For each line below that contains the string "styles", copy that line.

— Start —

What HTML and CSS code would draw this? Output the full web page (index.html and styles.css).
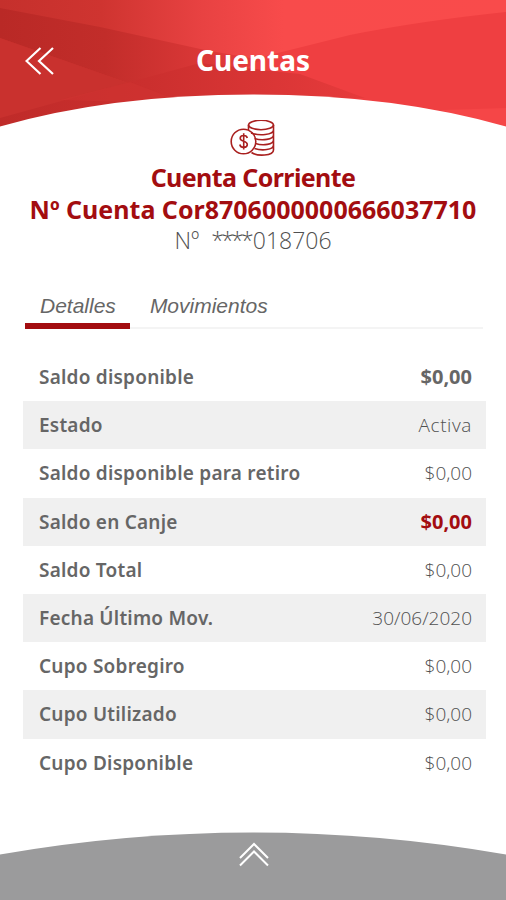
FILE: index.html
```html
<!DOCTYPE html>
<html lang="es">
<head>
    <meta charset="UTF-8">
    <meta name="viewport" content="width=device-width, initial-scale=1.0">
    <title>Cuentas</title>
    <link rel="stylesheet" href="styles.css">
</head>
<body>
    <div class="screen">
        <header class="header">
            <svg class="header-bg" viewBox="0 0 506 128" preserveAspectRatio="none">
                <defs>
                    <linearGradient id="red" gradientUnits="userSpaceOnUse" x1="0" y1="0" x2="506" y2="0">
                        <stop offset="0" stop-color="#c5302c"/>
                        <stop offset=".2" stop-color="#cf3430"/>
                        <stop offset=".4" stop-color="#e84242"/>
                        <stop offset=".56" stop-color="#f84b4b"/>
                        <stop offset="1" stop-color="#f94b4b"/>
                    </linearGradient>
                    <linearGradient id="shade" gradientUnits="userSpaceOnUse" x1="0" y1="0" x2="300" y2="0">
                        <stop offset="0" stop-color="#b92926"/>
                        <stop offset=".35" stop-color="#c22d2a"/>
                        <stop offset=".7" stop-color="#dc3838"/>
                        <stop offset="1" stop-color="#ef3f41"/>
                    </linearGradient>
                    <linearGradient id="low" gradientUnits="userSpaceOnUse" x1="0" y1="0" x2="370" y2="0">
                        <stop offset="0" stop-color="#bf2b29"/>
                        <stop offset=".4" stop-color="#cb2f2e"/>
                        <stop offset="1" stop-color="#e73b3c"/>
                    </linearGradient>
                </defs>
                <path fill="url(#red)" d="M0 0H506V128H0Z"/>
                <path fill="#ef3f41" d="M506 12Q420 21 350 35L190 75V128H506Z"/>
                <path fill="url(#shade)" d="M0 8L100 27L205 50L262 60L200 90L165 98L125 82L0 38Z"/>
                <path fill="#c9312e" d="M0 38L60 59L125 82L165 96L0 128Z"/>
                <path fill="url(#low)" d="M0 118L130 82L200 63L300 74L365 98L253 100L0 128Z"/>
                <path fill="#d23331" d="M130 82L172 98L125 102L60 100Z" opacity=".5"/>
                <path fill="#f54647" d="M440 110L506 108V128Z"/>
                <path fill="#fff" d="M0 128V126.5Q112 94.5 253 94.5T506 126.5V128Z"/>
            </svg>
            <a class="back" href="#" aria-label="Volver">
                <svg width="30" height="28" viewBox="0 0 30 28"><path d="M15.5 1L1.5 14L15.5 27M28 1L14 14L28 27"/></svg>
            </a>
            <h1>Cuentas</h1>
        </header>

        <section class="account">
            <svg class="coins" width="46" height="38" viewBox="0 0 46 38">
                <ellipse cx="31" cy="5" rx="12.5" ry="4.7"/>
                <path d="M18.5 5V10M43.5 5V30C43.5 36 27 36.5 21.5 32.5M43.5 10C43.5 15 29 16 21 13M43.5 15C43.5 19.5 32 21 24.5 18.5M43.5 20C43.5 24.5 33 26 25.5 23.5M43.5 25C43.5 30 32 31 24.5 28.5"/>
                <circle cx="13.5" cy="21.5" r="12.3"/>
                <path d="M17.3 18C16.5 14.4 10.2 14.9 10.2 18.2C10.2 22.1 17.3 20.3 17.3 24.5C17.3 28.3 10.5 28.3 9.8 24.5M13.7 13.3V29.5"/>
            </svg>
            <h2 class="account-type">Cuenta Corriente</h2>
            <h2 class="account-name">Nº Cuenta Cor8706000000666037710</h2>
            <p class="account-number">Nº &nbsp;<span class="stars">****</span>018706</p>
        </section>

        <nav class="tabs">
            <a class="tab active" href="#">Detalles</a>
            <a class="tab" href="#">Movimientos</a>
        </nav>

        <dl class="details">
            <div class="row"><dt>Saldo disponible</dt><dd class="bold">$0,00</dd></div>
            <div class="row"><dt>Estado</dt><dd class="status">Activa</dd></div>
            <div class="row"><dt>Saldo disponible para retiro</dt><dd>$0,00</dd></div>
            <div class="row"><dt>Saldo en Canje</dt><dd class="bold red">$0,00</dd></div>
            <div class="row"><dt>Saldo Total</dt><dd>$0,00</dd></div>
            <div class="row"><dt>Fecha Último Mov.</dt><dd>30/06/2020</dd></div>
            <div class="row"><dt>Cupo Sobregiro</dt><dd>$0,00</dd></div>
            <div class="row"><dt>Cupo Utilizado</dt><dd>$0,00</dd></div>
            <div class="row"><dt>Cupo Disponible</dt><dd>$0,00</dd></div>
        </dl>

        <footer class="footer">
            <svg class="footer-bg" viewBox="0 0 506 68" preserveAspectRatio="none">
                <path d="M0 68V22.5Q126 .5 253 .5T506 22.5V68Z"/>
            </svg>
            <svg class="up" width="32" height="25" viewBox="0 0 32 25"><path d="M2 16L16 2L30 16M2 23.5L16 9.5L30 23.5"/></svg>
        </footer>
    </div>
</body>
</html>
```
FILE: styles.css
```css
* {
    box-sizing: border-box;
}

body {
    margin: 0;
    background-color: #fff;
    font-family: "Noto Sans", "Open Sans", sans-serif;
    color: #666;
}

h1, h2, p, dl, dd {
    margin: 0;
}

a {
    color: inherit;
    text-decoration: none;
}

.screen {
    width: 506px;
    height: 900px;
    display: flex;
    flex-direction: column;
    overflow: hidden;
}

.header {
    position: relative;
    height: 120px;
    padding: 0 25px;
    display: grid;
    grid-template-columns: 30px 1fr 30px;
    align-items: start;
}

.header-bg {
    position: absolute;
    top: 0;
    left: 0;
    width: 506px;
    height: 128px;
    z-index: -1;
}

.back {
    height: 28px;
    margin-top: 47px;
}

.back svg {
    display: block;
    fill: none;
    stroke: #fff;
    stroke-width: 2.2;
}

h1 {
    margin-top: 41px;
    color: #fff;
    font-size: 28px;
    line-height: 38px;
    font-weight: 700;
    text-align: center;
}

.account {
    display: flex;
    flex-direction: column;
    align-items: center;
    white-space: nowrap;
}

.coins {
    display: block;
    fill: none;
    stroke: #a9201f;
    stroke-width: 1.6;
}

h2 {
    color: #a30d10;
    font-size: 25px;
    line-height: 32px;
    font-weight: 700;
}

.account-type {
    margin-top: 3px;
    letter-spacing: -0.6px;
}

.account-number {
    font-family: "Open Sans", sans-serif;
    font-size: 23px;
    line-height: 30px;
    font-weight: 300;
    color: #505050;
}

.stars {
    letter-spacing: -2.8px;
    margin-right: 2px;
}

.tabs {
    display: flex;
    height: 40px;
    margin: 35px 23px 0 25px;
    background: linear-gradient(#f4f4f4, #f4f4f4) 0 37px / 100% 2px no-repeat;
    font-family: "Liberation Sans", sans-serif;
    font-size: 21px;
    line-height: 24px;
    font-style: italic;
}

.tab {
    padding: 4px 14px 0 20px;
    height: 39px;
}

.active {
    padding-left: 15px;
    border-bottom: 6px solid #a30d10;
}

.details {
    margin: 23px 20px 0 23px;
}

.row {
    height: 48.2px;
    padding: 0 14px 0 16px;
    display: flex;
    justify-content: space-between;
    align-items: center;
    font-size: 19px;
    line-height: 26px;
}

.row:nth-child(even) {
    background-color: #f0f0f0;
}

dt {
    font-weight: 600;
    letter-spacing: 0.22px;
}

dd {
    font-family: "Open Sans", sans-serif;
    font-weight: 300;
    color: #505050;
}

.status {
    letter-spacing: 0.6px;
}

.bold {
    font-size: 20px;
    font-weight: 700;
    color: #666;
}

.red {
    color: #a30d10;
}

.footer {
    position: relative;
    height: 68px;
    margin-top: auto;
    padding: 10px 0 0 2px;
    text-align: center;
}

.footer-bg {
    position: absolute;
    top: 0;
    left: 0;
    width: 506px;
    height: 68px;
    fill: #9b9b9c;
    z-index: -1;
}

.up {
    fill: none;
    stroke: #fff;
    stroke-width: 2;
}
```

— End —

### Final answer:
What HTML and CSS code would draw this? Output the full web page (index.html and styles.css).
    <link rel="stylesheet" href="styles.css">
FILE: styles.css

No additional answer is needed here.